Movie: Perfect Blue (1997)

When this 1997 anime appeared on Shudder, I did a double-take.  This movie has appeared on my radar occasionally for many years now, but I wasn’t curious enough to learn more about it.  I realize this is a bias, but Akira is the only anime I have enjoyed.  Yet I found myself intrigued when a film like this appears on what is specifically a horror streaming service.

I’ll cut to the chase for a change: this movie amazed me.  I went in without expectations and so was completely blind-sided.  This is a serious, adult, thriller that could have been done as a live-action film.  Even so, that it is animated gives it the opportunity to have some surreal moments that likely wouldn’t work as well if not in this medium.

Perfect Blue concerns Mima, the star of a successful pop trio who decides to leave to become an actress.  Her first role is in a thriller about detectives trying to apprehend somebody who is killing fashion models. 

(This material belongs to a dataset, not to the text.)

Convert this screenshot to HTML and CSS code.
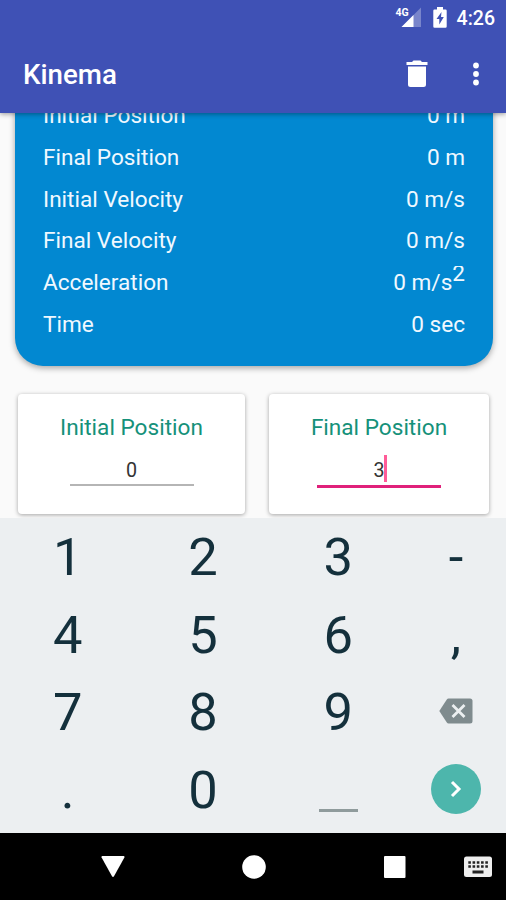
FILE: index.html
```html
<!DOCTYPE html>
<html lang="en">
<head>
<meta charset="utf-8">
<title>Kinema</title>
<link rel="stylesheet" href="styles.css">
</head>
<body>
<div class="screen">
  <header class="top">
    <div class="status">
      <svg class="signal" width="27" height="23" viewBox="0 0 27 23">
        <path d="M26 3.500V23H6.500z" fill="#fff" opacity=".3"/>
        <path d="M18.500 11V23H6.500z" fill="#fff"/>
        <text class="net" x="0.500" y="12">4G</text>
      </svg>
      <svg class="battery" width="14" height="22" viewBox="0 0 14 22">
        <path d="M4 0h6v2.500H12.500a1.200 1.200 0 0 1 1.200 1.200V19.500a1.200 1.200 0 0 1-1.200 1.200H1.500A1.200 1.200 0 0 1 .3 19.500V3.700a1.200 1.200 0 0 1 1.200-1.200H4z" fill="#fff"/>
        <path d="M8.500 5L3.500 12H6.300v5.500L10.800 10H8z" fill="#3f51b5"/>
      </svg>
      <span class="clock">4:26</span>
    </div>
    <div class="appbar">
      <h1 class="title">Kinema</h1>
      <svg class="trash" width="22" height="28" viewBox="0 0 22 28">
        <path d="M.500 2H6l1.500-1.500h7L16 2h5.500v3H.500zM2 6.500h18V24.500a2.500 2.500 0 0 1-2.500 2.500h-13A2.500 2.500 0 0 1 2 24.500z" fill="#fff"/>
      </svg>
      <svg class="more" width="8" height="24" viewBox="0 0 8 24">
        <circle cx="4" cy="3.500" r="2.900" fill="#fff"/><circle cx="4" cy="12" r="2.900" fill="#fff"/><circle cx="4" cy="20.500" r="2.900" fill="#fff"/>
      </svg>
    </div>
  </header>

  <main class="content">
    <section class="summary">
      <div class="row"><span>Initial Position</span><span>0 m</span></div>
      <div class="row"><span>Final Position</span><span>0 m</span></div>
      <div class="row"><span>Initial Velocity</span><span>0 m/s</span></div>
      <div class="row"><span>Final Velocity</span><span>0 m/s</span></div>
      <div class="row"><span>Acceleration</span><span class="accel">0 m/s<span class="sup">2</span></span></div>
      <div class="row"><span>Time</span><span>0 sec</span></div>
    </section>
    <div class="cards">
      <section class="card">
        <div class="label">Initial Position</div>
        <div class="field">0</div>
      </section>
      <section class="card">
        <div class="label">Final Position</div>
        <div class="field focused">3<i class="caret"></i></div>
      </section>
    </div>
  </main>

  <div class="keyboard">
    <div class="key">1</div><div class="key">2</div><div class="key">3</div><div class="key">-</div>
    <div class="key">4</div><div class="key">5</div><div class="key">6</div><div class="key">,</div>
    <div class="key">7</div><div class="key">8</div><div class="key">9</div>
    <div class="key icon">
      <svg width="34" height="26" viewBox="0 0 34 26">
        <path d="M9.500 .500H31a2.500 2.500 0 0 1 2.500 2.500V23a2.500 2.500 0 0 1-2.500 2.500H9.500q-1 0-1.700-1L.300 13 7.800 1.500q.7-1 1.700-1z" fill="#7f8b8e"/>
        <path d="M13.500 7l12 12M25.500 7l-12 12" stroke="#eceff1" stroke-width="2.800"/>
      </svg>
    </div>
    <div class="key">.</div><div class="key">0</div>
    <div class="key"><i class="space"></i></div>
    <div class="key icon">
      <span class="go"><svg width="12" height="18" viewBox="0 0 12 18"><path d="M2 2l7 7-7 7" fill="none" stroke="#fff" stroke-width="3"/></svg></span>
    </div>
  </div>

  <nav class="navbar">
    <svg width="24" height="22" viewBox="0 0 24 22"><path d="M1.300 0H22.700q1.300.3.700 1.500L13 20.300q-1 1.500-2 0L.600 1.500Q0 .3 1.300 0z" fill="#fff"/></svg>
    <svg width="24" height="24" viewBox="0 0 24 24"><circle cx="12" cy="12" r="11.800" fill="#fff"/></svg>
    <svg width="22" height="22" viewBox="0 0 22 22"><rect width="21.500" height="22" rx="1" fill="#fff"/></svg>
    <svg width="28" height="22" viewBox="0 0 28 22">
      <rect x="0" y="0.500" width="28" height="20.500" rx="2.500" fill="#eee"/>
      <path d="M4.300 6.500h20M4.300 10.500h20" stroke="#222" stroke-width="2.500" stroke-dasharray="2.600 1.650"/>
      <rect x="8.500" y="14.500" width="11" height="3" fill="#222"/>
    </svg>
  </nav>
</div>
</body>
</html>
```

FILE: styles.css
```css
* { box-sizing: border-box; }

body {
  margin: 0;
  font-family: Roboto, "Liberation Sans", sans-serif;
}

.screen {
  width: 506px;
  height: 900px;
  display: flex;
  flex-direction: column;
  background: #fafafa;
  overflow: hidden;
}

.top {
  height: 113px;
  flex: none;
  background: #3f51b5;
  color: #fff;
  box-shadow: 0 1px 5px rgba(0, 0, 0, .4);
  position: relative;
  z-index: 2;
}

.status {
  height: 35px;
  display: flex;
  justify-content: flex-end;
  padding-right: 11px;
}

.signal { margin: 4px 11px 0 0; }
.net { font: 700 10.500px Roboto, sans-serif; fill: #fff; }
.battery { margin: 7px 10px 0 0; }
.clock { font-size: 19.500px; font-weight: 500; line-height: 38px; }

.appbar {
  height: 78px;
  display: flex;
  align-items: center;
  padding: 0 26px 0 23px;
}

.title {
  margin: 2px 0 0;
  flex: 1;
  font-size: 27.700px;
  line-height: 32px;
  font-weight: 500;
}

.trash { margin-right: 44px; }

.content {
  height: 405px;
  flex: none;
  overflow: hidden;
}

.summary {
  margin: -40px 13px 0 15px;
  height: 293px;
  padding: 22px 28px 0;
  border-radius: 0 0 28px 28px;
  background: #0288d1;
  box-shadow: 0 2px 6px rgba(0, 0, 0, .35);
  color: #f0f8ff;
}

.row {
  height: 41.800px;
  display: flex;
  justify-content: space-between;
  font-size: 22.600px;
  line-height: 42px;
}

.accel { display: flex; }

.sup {
  height: 26px;
  margin-top: 4px;
  line-height: 15px;
  overflow: hidden;
}

.cards {
  display: flex;
  gap: 24px;
  padding: 28px 17px 0 18px;
}

.card {
  width: 227px;
  height: 120px;
  padding-top: 20px;
  border-radius: 4px;
  background: #fff;
  box-shadow: 0 1px 4px rgba(0, 0, 0, .35);
  text-align: center;
}

.card + .card { width: 220px; }

.label {
  margin-bottom: -1px;
  font-size: 22.600px;
  line-height: 28px;
  color: #15917a;
}

.field {
  width: 124px;
  height: 45px;
  margin: 0 auto;
  padding-top: 16px;
  border-bottom: 2px solid #b5b5b5;
  font-size: 19.700px;
  line-height: 28px;
  color: #333;
}

.focused {
  height: 47px;
  border-bottom: 3px solid #e0207a;
  position: relative;
}

.caret {
  position: absolute;
  left: 67px;
  top: 14px;
  width: 3px;
  height: 27px;
  background: #ff5c98;
}

.keyboard {
  height: 315px;
  flex: none;
  display: grid;
  grid-template-columns: 135.300px 135.300px 135.300px 100px;
  grid-template-rows: repeat(4, 77.500px);
  padding-top: 1px;
  background: #eceff1;
  color: #14303c;
}

.key {
  display: flex;
  justify-content: center;
  align-items: center;
  font-size: 52.500px;
  line-height: 77px;
}

.icon { padding-bottom: 3px; }

.space {
  width: 39px;
  height: 3px;
  margin-top: 41px;
  background: #8f9b9c;
}

.go {
  width: 50px;
  height: 50px;
  border-radius: 50%;
  background: #4db6ac;
  display: flex;
  justify-content: center;
  align-items: center;
}

.navbar {
  height: 67px;
  flex: none;
  background: #000;
  display: flex;
  align-items: center;
  padding-left: 101px;
}

.navbar svg:nth-child(2) { margin-left: 117px; }
.navbar svg:nth-child(3) { margin-left: 118px; }
.navbar svg:nth-child(4) { margin-left: 58px; }
```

There are a number of conflicts here, involving a number of characters.  The public is disappointed by her career change. Particularly alarming is a stalker who has a website claiming to be Mima’s diary.  Mima herself has frequent conversations with an imagined doppelganger that is herself still as a pop star. 

Here’s where things get complicated.  People involved in the production of the movie Mima is in start getting murdered.  Is it the stalker?  Is it Mima?  Is it somebody (or somebodies) else?  There are many possibilities, especially once she starts confusing the film shoot with real life.  Scenes double on top of each other, sometimes repeating but with different dialogue.

This is a very ambitious movie.  It would have been even if it wasn’t anime.  The closest analogy I can think of is some of DePalma’s best thrillers. 

I saw the uncut version of this, which apparently is only a couple of minutes longer than the R version.  In my opinion the full version still warrants only an R, albeit a hard one.  There isn’t much violence, though we do see bodies after-the-fact and those moments are pretty gruesome.  By far, the most disturbing moment is a rape scene in the movie being made by Mima, an assault she imagines is becoming a reality while they are filming it.

As is my style, I want to wrap with a few random observations.  It was odd to see a Japanese movie where the main character doesn’t have a computer or understand the internet.  I always think of the Japanese as being so technologically advanced that I assumed everybody there had the internet before it was even invented.  Instead, she has a fax machine, which I know was always more popular there than in the US, but I still have trouble imagining homes with one.

I highly recommend Perfect Blue.  I don’t think it was necessary for it to be anime, but it uses the medium well.  This is a movie that may be even more relevant today than it was when it was made, as internet influencers have come to dominate the media.  First and foremost, I saw this as a film about how reality and fiction can blur until unrecognizable, and how you are more than, and can be separate from, your public image.